I think Gala is finally getting that message, too. She has settled down. And when I say settled down, in terms of Gala, that means she actually lies down and relaxes.
She more or less sticks to dog toys, instead of shoes or cords. She leaves what is on the counter, on the counter. She doesn’t try to slip out any open doors. She ignores Gracie when Gracie growls at her. She sticks her nose in the cat’s face, but no longer pushes the cat with her nose in an effort to get the cat to run so she can chase her.
Everyone has noticed. “What happened to Gala?” asks Ian. “Did you run her a lot today?”

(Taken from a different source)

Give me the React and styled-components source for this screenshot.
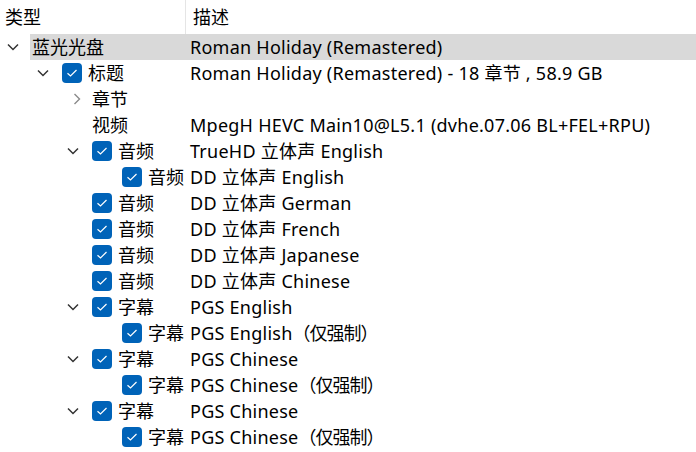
import React from "react";
import styled, { createGlobalStyle } from "styled-components";

const Global = createGlobalStyle`
  html, body { margin: 0; padding: 0; background: #fff; }
  body { font-family: "Noto Sans", "Noto Sans CJK SC", sans-serif; }
`;

const Table = styled.div`
  width: 696px;
  height: 452px;
  overflow: hidden;
  background: #fff;
  color: #000;
  font-size: 18px;
`;

const Header = styled.div`
  display: grid;
  grid-template-columns: 186px 1fr;
  height: 34px;
`;

const HeaderCell = styled.div`
  display: flex;
  align-items: center;
  padding-left: ${(p) => p.$pad}px;
  border-right: ${(p) => (p.$sep ? "1px solid #e5e5e5" : "none")};
  line-height: 1;
`;

const Row = styled.div`
  display: grid;
  grid-template-columns: 186px 1fr;
  height: 26px;
  align-items: stretch;
`;

const TypeCell = styled.div`
  display: flex;
  align-items: center;
  padding-left: ${(p) => p.$indent}px;
  white-space: nowrap;
  overflow: visible;
`;

const Expander = styled.div`
  width: 30px;
  height: 26px;
  flex: none;
  display: flex;
  align-items: center;
  justify-content: flex-start;
  padding-left: 7px;
  box-sizing: border-box;
`;

const Content = styled.div`
  flex: 1;
  height: 100%;
  display: flex;
  align-items: center;
  padding-left: 2px;
  background: ${(p) => (p.$selected ? "#d9d9d9" : "transparent")};
`;

const DescCell = styled.div`
  display: flex;
  align-items: center;
  padding-left: 4px;
  white-space: nowrap;
  letter-spacing: 0.25px;
  background: ${(p) => (p.$selected ? "#d9d9d9" : "transparent")};
`;

const Box = styled.div`
  width: 20px;
  height: 20px;
  border-radius: 4px;
  background: #0063b8;
  flex: none;
  display: flex;
  align-items: center;
  justify-content: center;
  margin-right: 6px;
`;

const Label = styled.span`
  line-height: 1;
  margin-bottom: 1px;
`;

const Paren = styled.span`
  letter-spacing: -1px;
`;

const Chevron = ({ dir }) =>
  dir === "down" ? (
    <svg width="12" height="8" viewBox="0 0 12 8">
      <path d="M1 1.5 L6 6.5 L11 1.5" fill="none" stroke="#333" strokeWidth="1.5" />
    </svg>
  ) : (
    <svg width="12" height="12" viewBox="0 0 12 12" style={{ marginLeft: 4 }}>
      <path d="M3.5 1 L8.5 6 L3.5 11" fill="none" stroke="#8a8a8a" strokeWidth="1.4" />
    </svg>
  );

const Check = () => (
  <Box>
    <svg width="12" height="10" viewBox="0 0 12 10">
      <path d="M1.5 5.2 L4.5 8 L10.5 2" fill="none" stroke="#fff" strokeWidth="1.2" />
    </svg>
  </Box>
);

const rows = [
  { l: 0, exp: "down", t: "蓝光光盘", d: "Roman Holiday (Remastered)", sel: true },
  { l: 1, exp: "down", c: true, t: "标题", d: "Roman Holiday (Remastered) - 18 章节 , 58.9 GB" },
  { l: 2, exp: "right", t: "章节", d: "" },
  { l: 2, t: "视频", d: "MpegH HEVC Main10@L5.1 (dvhe.07.06 BL+FEL+RPU)" },
  { l: 2, exp: "down", c: true, t: "音频", d: "TrueHD 立体声 English" },
  { l: 3, c: true, t: "音频", d: "DD 立体声 English" },
  { l: 2, c: true, t: "音频", d: "DD 立体声 German" },
  { l: 2, c: true, t: "音频", d: "DD 立体声 French" },
  { l: 2, c: true, t: "音频", d: "DD 立体声 Japanese" },
  { l: 2, c: true, t: "音频", d: "DD 立体声 Chinese" },
  { l: 2, exp: "down", c: true, t: "字幕", d: "PGS English" },
  { l: 3, c: true, t: "字幕", d: "PGS English", f: true },
  { l: 2, exp: "down", c: true, t: "字幕", d: "PGS Chinese" },
  { l: 3, c: true, t: "字幕", d: "PGS Chinese", f: true },
  { l: 2, exp: "down", c: true, t: "字幕", d: "PGS Chinese" },
  { l: 3, c: true, t: "字幕", d: "PGS Chinese", f: true },
];

export default function App() {
  return (
    <>
      <Global />
      <Table>
        <Header>
          <HeaderCell $pad={5} $sep>类型</HeaderCell>
          <HeaderCell $pad={7}>描述</HeaderCell>
        </Header>
        {rows.map((r, i) => (
          <Row key={i}>
            <TypeCell $indent={r.l * 30}>
              <Expander>{r.exp && <Chevron dir={r.exp} />}</Expander>
              <Content $selected={r.sel}>
                {r.c && <Check />}
                <Label>{r.t}</Label>
              </Content>
            </TypeCell>
            <DescCell $selected={r.sel}>
              <Label>
                {r.d}
                {r.f && <Paren>（仅强制）</Paren>}
              </Label>
            </DescCell>
          </Row>
        ))}
      </Table>
    </>
  );
}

With the heat, we haven’t been running very far or very fast. No, I think what has happened is Gala is no longer so stressed. She’ll never be a low-key dog, that’s just not her personality. It may have taken a little over two months, but I think what has finally happened is that Gala has come to the conclusion that she is safe here.
Let’s hope Dug comes to that conclusion much faster. After all, he has youth on his side.